My First Sourdough Loaf: Why I Spent Months Reading Before Baking

My First Sourdough Loaf: Why I Spent Months Reading Before Baking

I'm not someone who dives in headfirst.

If you know me, you know I research. I plan. I read every blog post, watch every video, absorb every piece of information I can find before I even think about trying something new. So when I decided I wanted to bake sourdough, I didn't just wake up one day and start mixing flour and water.

I spent months reading first.

The Research Phase

Summer 2023. I was deep in the sourdough rabbit hole — bookmarking blog posts, reading "The Perfect Loaf" by Maurizio Leo cover to cover, studying the Tartine Method, and absorbing everything from The Sourdough Journey Blog. I wanted to understand the why behind every step before I ever touched dough.

Why does the starter need to be fed regularly? What's actually happening during bulk fermentation? Why does temperature matter so much? How do you know when the dough is ready? What are hydration ratios and why do they matter?

I'm a former first-grade teacher. I need to understand how things work before I can do them well. And sourdough? It's a whole different world from traditional baking.

Why I Waited (And Why It Mattered)

Here's the thing: I've always been a baker. I'm the person who brings desserts to gatherings, the mom with fresh cookies cooling on the counter. But sourdough felt... intimidating. It wasn't a recipe you could just follow step-by-step and expect perfect results. It required intuition, patience, and a willingness to fail.

And I didn't want to fail.

Not because I was worried about wasting flour or producing a dense loaf — but because this mattered. I'd become deeply uncomfortable with the overly processed food lining the shelves at chain grocery stores. I wanted to change the way we were eating as a family, and sourdough felt like a real step toward that. If I failed, I worried I'd give up. And I couldn't afford to give up on something this important.

So I kept reading. I learned about hydration percentages and autolyse and the float test. I studied photos of dough at different fermentation stages. I read troubleshooting guides for problems I hadn't even encountered yet.

Looking back, I realize I was building confidence through knowledge. If I understood the theory, maybe I wouldn't mess it up as badly.

The First Loaf

Finally, after months of research, I decided it was time. I had my starter (which I'd been feeding for a couple weeks), my schedule mapped out, my dough in the bowl.

And you know what? That first loaf wasn't a disaster.

It was slightly dense — not quite the open crumb I'd seen in all those Perfect Loaf photos — but it tasted good. Really good. My family ate the whole thing. My boys loved it. And I felt like I'd cracked some secret code.

The research paid off.

What I Learned

Here's what all that reading taught me before I ever baked a loaf:

Sourdough works on its own timeline. You can't rush fermentation. You can't force it to fit your schedule. You have to learn to read the dough, not the clock.

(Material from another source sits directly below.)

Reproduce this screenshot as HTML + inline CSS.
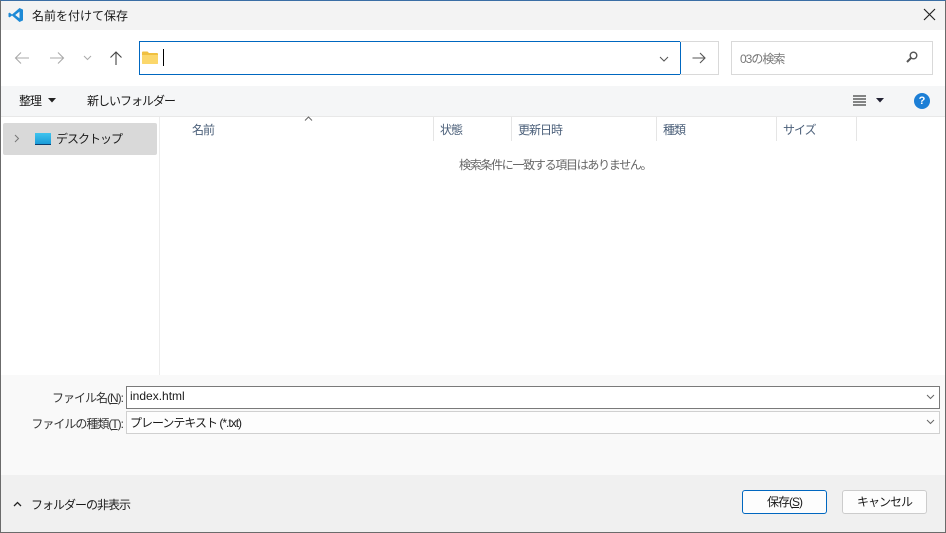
<!DOCTYPE html>
<html><head><meta charset="utf-8"><style>
*{box-sizing:border-box;margin:0;padding:0}
body{width:946px;height:533px;overflow:hidden;font-family:"Liberation Sans","Noto Sans CJK JP",sans-serif;font-size:12px;color:#1a1a1a;background:#fff;position:relative;letter-spacing:-1px}
.abs{position:absolute}
.t{white-space:nowrap}
</style></head><body>
<!-- title -->
<div class="abs" style="left:0;top:0;width:946px;height:30px;background:#f3f3f3"></div>
<svg class="abs" style="left:8px;top:7px" width="16" height="16" viewBox="0 0 16 16"><path d="M11.5 1 L15 2.6 V13.4 L11.5 15 L4 8.5 L1.6 10.4 L0.5 9.8 V6.2 L1.6 5.6 L4 7.5 Z M11.5 4.6 L7.2 8 L11.5 11.4 Z" fill="#1e8ad6" fill-rule="evenodd"/></svg>
<div class="abs t" style="left:32px;top:7px;letter-spacing:0">名前を付けて保存</div>
<svg class="abs" style="left:923px;top:8px" width="13" height="13" viewBox="0 0 13 13"><path d="M1 1L12 12M12 1L1 12" stroke="#222" stroke-width="1.2"/></svg>
<!-- nav -->
<svg class="abs" style="left:14px;top:51px" width="16" height="14" viewBox="0 0 16 14"><path d="M15 7H2M7 1.5L1.5 7L7 12.5" stroke="#aaa" fill="none" stroke-width="1.1"/></svg>
<svg class="abs" style="left:49px;top:51px" width="16" height="14" viewBox="0 0 16 14"><path d="M1 7H14M9 1.5L14.5 7L9 12.5" stroke="#aaa" fill="none" stroke-width="1.1"/></svg>
<svg class="abs" style="left:83px;top:55px" width="9" height="6" viewBox="0 0 9 6"><path d="M1 1L4.5 4.5L8 1" stroke="#aaa" fill="none"/></svg>
<svg class="abs" style="left:109px;top:50px" width="14" height="16" viewBox="0 0 14 16"><path d="M7 15V2M1.5 7.5L7 2L12.5 7.5" stroke="#444" fill="none" stroke-width="1.1"/></svg>
<div class="abs" style="left:139px;top:41px;width:542px;height:34px;border:1px solid #0067c0"></div>
<svg class="abs" style="left:142px;top:51px" width="16" height="13" viewBox="0 0 16 13"><path d="M0 1.5Q0 0.5 1 0.5H5.5L7 2H15Q16 2 16 3V12Q16 13 15 13H1Q0 13 0 12Z" fill="#f0c040"/><path d="M0 4H16V12Q16 13 15 13H1Q0 13 0 12Z" fill="#fbd76b"/></svg>
<div class="abs" style="left:163px;top:49px;width:1px;height:17px;background:#000"></div>
<svg class="abs" style="left:659px;top:56px" width="10" height="6" viewBox="0 0 10 6"><path d="M1 1L5 5L9 1" stroke="#555" fill="none"/></svg>
<div class="abs" style="left:680px;top:41px;width:39px;height:34px;border:1px solid #d9d9d9;border-left:none"></div>
<svg class="abs" style="left:692px;top:52px" width="14" height="12" viewBox="0 0 14 12"><path d="M0.5 6H13M8 1L13 6L8 11" stroke="#555" fill="none" stroke-width="1.1"/></svg>
<div class="abs" style="left:731px;top:41px;width:202px;height:34px;border:1px solid #d9d9d9"></div>
<div class="abs t" style="left:740px;top:50px;color:#777">03の検索</div>
<svg class="abs" style="left:906px;top:51px" width="12" height="12" viewBox="0 0 12 12"><circle cx="7.5" cy="4.5" r="3.3" stroke="#555" fill="none" stroke-width="1.4"/><path d="M5 7L1 11" stroke="#555" stroke-width="2"/></svg>
<!-- toolbar -->
<div class="abs" style="left:0;top:86px;width:946px;height:31px;background:#f5f6f7;border-bottom:1px solid #e8e8e8"></div>
<div class="abs t" style="left:19px;top:92px">整理</div>
<svg class="abs" style="left:48px;top:98px" width="8" height="5" viewBox="0 0 8 5"><path d="M0 0H8L4 4.5Z" fill="#222"/></svg>
<div class="abs t" style="left:87px;top:92px">新しいフォルダー</div>
<svg class="abs" style="left:853px;top:95px" width="13" height="11" viewBox="0 0 13 11"><path d="M0 1H13M0 4H13M0 7H13M0 10H13" stroke="#111" stroke-width="1.1"/></svg>
<svg class="abs" style="left:876px;top:98px" width="8" height="5" viewBox="0 0 8 5"><path d="M0 0H8L4 4.5Z" fill="#223"/></svg>
<div class="abs" style="left:914px;top:93px;width:16px;height:16px;border-radius:50%;background:#1c7fd6;color:#fff;font-weight:bold;font-size:11px;text-align:center;line-height:16px;letter-spacing:0">?</div>
<!-- left pane -->
<div class="abs" style="left:159px;top:117px;width:1px;height:258px;background:#ececec"></div>
<div class="abs" style="left:3px;top:123px;width:154px;height:32px;background:#d9d9d9;border-radius:2px"></div>
<svg class="abs" style="left:14px;top:134px" width="6" height="9" viewBox="0 0 6 9"><path d="M1 1L4.5 4.5L1 8" stroke="#777" fill="none"/></svg>
<div class="abs" style="left:35px;top:133px;width:16px;height:12px;background:linear-gradient(#3fc4ee,#1a9bd8);border-bottom:1px solid #0b3e6e"></div>
<div class="abs t" style="left:56px;top:130px">デスクトップ</div>
<!-- headers -->
<svg class="abs" style="left:304px;top:116px" width="9" height="5" viewBox="0 0 9 5"><path d="M1 4.5L4.5 1L8 4.5" stroke="#666" fill="none"/></svg>
<div class="abs t" style="left:192px;top:121px;color:#4c607a">名前</div>
<div class="abs" style="left:433px;top:117px;width:1px;height:24px;background:#e5e5e5"></div>
<div class="abs t" style="left:440px;top:121px;color:#4c607a">状態</div>
<div class="abs" style="left:511px;top:117px;width:1px;height:24px;background:#e5e5e5"></div>
<div class="abs t" style="left:518px;top:121px;color:#4c607a">更新日時</div>
<div class="abs" style="left:656px;top:117px;width:1px;height:24px;background:#e5e5e5"></div>
<div class="abs t" style="left:663px;top:121px;color:#4c607a">種類</div>
<div class="abs" style="left:776px;top:117px;width:1px;height:24px;background:#e5e5e5"></div>
<div class="abs t" style="left:783px;top:121px;color:#4c607a">サイズ</div>
<div class="abs" style="left:856px;top:117px;width:1px;height:24px;background:#e5e5e5"></div>
<div class="abs t" style="left:459px;top:156px;color:#666;letter-spacing:-1.3px">検索条件に一致する項目はありません。</div>
<!-- bottom -->
<div class="abs" style="left:0;top:375px;width:946px;height:100px;background:#f9f9f9"></div>
<div class="abs t" style="right:823px;top:389px;color:#333;text-align:right">ファイル名(<u>N</u>):</div>
<div class="abs" style="left:126px;top:386px;width:814px;height:23px;background:#fff;border:1px solid #7a7a7a"></div>
<div class="abs t" style="left:130px;top:389px;letter-spacing:0">index.html</div>
<svg class="abs" style="left:926px;top:394px" width="9" height="6" viewBox="0 0 9 6"><path d="M1 1L4.5 4.5L8 1" stroke="#666" fill="none"/></svg>
<div class="abs t" style="right:823px;top:415px;color:#333;text-align:right">ファイルの種類(<u>T</u>):</div>
<div class="abs" style="left:126px;top:411px;width:814px;height:23px;background:#fdfdfd;border:1px solid #d0d0d0"></div>
<div class="abs t" style="left:130px;top:414px">プレーンテキスト (*.txt)</div>
<svg class="abs" style="left:926px;top:419px" width="9" height="6" viewBox="0 0 9 6"><path d="M1 1L4.5 4.5L8 1" stroke="#666" fill="none"/></svg>
<div class="abs" style="left:0;top:475px;width:946px;height:58px;background:#f0f0f0"></div>
<svg class="abs" style="left:13px;top:501px" width="9" height="6" viewBox="0 0 9 6"><path d="M1 5L4.5 1.5L8 5" stroke="#222" fill="none" stroke-width="1.3"/></svg>
<div class="abs t" style="left:31px;top:496px">フォルダーの非表示</div>
<div class="abs" style="left:742px;top:490px;width:85px;height:24px;background:#fdfdfd;border:1px solid #0067c0;border-radius:3px;text-align:center;line-height:22px">保存(<u>S</u>)</div>
<div class="abs" style="left:842px;top:490px;width:85px;height:24px;background:#fdfdfd;border:1px solid #ccc;border-radius:3px;text-align:center;line-height:22px">キャンセル</div>
<!-- window border overlay -->
<div class="abs" style="left:0;top:0;width:946px;height:533px;border:1px solid #6b6b6b;border-top-color:#3a6ea5;pointer-events:none"></div>
</body></html>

Temperature affects everything. Even with central heating and air, my kitchen temperature fluctuates throughout the day — morning vs. afternoon, summer vs. winter. Understanding how temperature affects fermentation timing meant I could adjust and still get good results.

The process is AS important as the recipe. Ratios matter. Hydration percentages matter. You can't just swap ingredients or skip steps and expect the same outcome. Sourdough rewards understanding, not just following instructions.

That first loaf wasn't perfect, but it was good because I'd done the work to understand what I was doing. And honestly? That's the best advice I can give anyone starting their sourdough journey.

But Here's What I Need to Say

My process might intimidate you.

If you're reading this and thinking, "I could never absorb all that information before starting," I get it. The idea of months of research before making one loaf might feel overwhelming. And I don't want that to stop you.

You don't have to do it my way.

Some people learn best by jumping in, making mistakes, and adjusting as they go. If that's you, start baking. Try it. Fail. Try again. That's a completely valid path.

But if you're like me — if you're a researcher, if you need to understand the why before the how — then I highly suggest doing the reading before you get started. It will save you frustration, build your confidence, and help you troubleshoot when (not if) things go wrong.

There's no right way to learn sourdough. There's only your way.

If You're in the Research Phase Right Now

You're not procrastinating. You're preparing. And that matters.

Here's what helped me most:

  • The Perfect Loaf by Maurizio Leo (comprehensive, science-based, detailed timing and ratios)
  • Tartine Method by Chad Robertson (high-hydration techniques, focus on crust and crumb)
  • The Sourdough Journey Blog (practical, home-baker friendly, great troubleshooting)

Take your time. Learn the process. Understand the why behind the ratios and hydration.

And when you're ready — when you've absorbed enough that you feel confident even in your nervousness — mix that first batch of dough.

You've got this.


Thanks for reading along on this journey.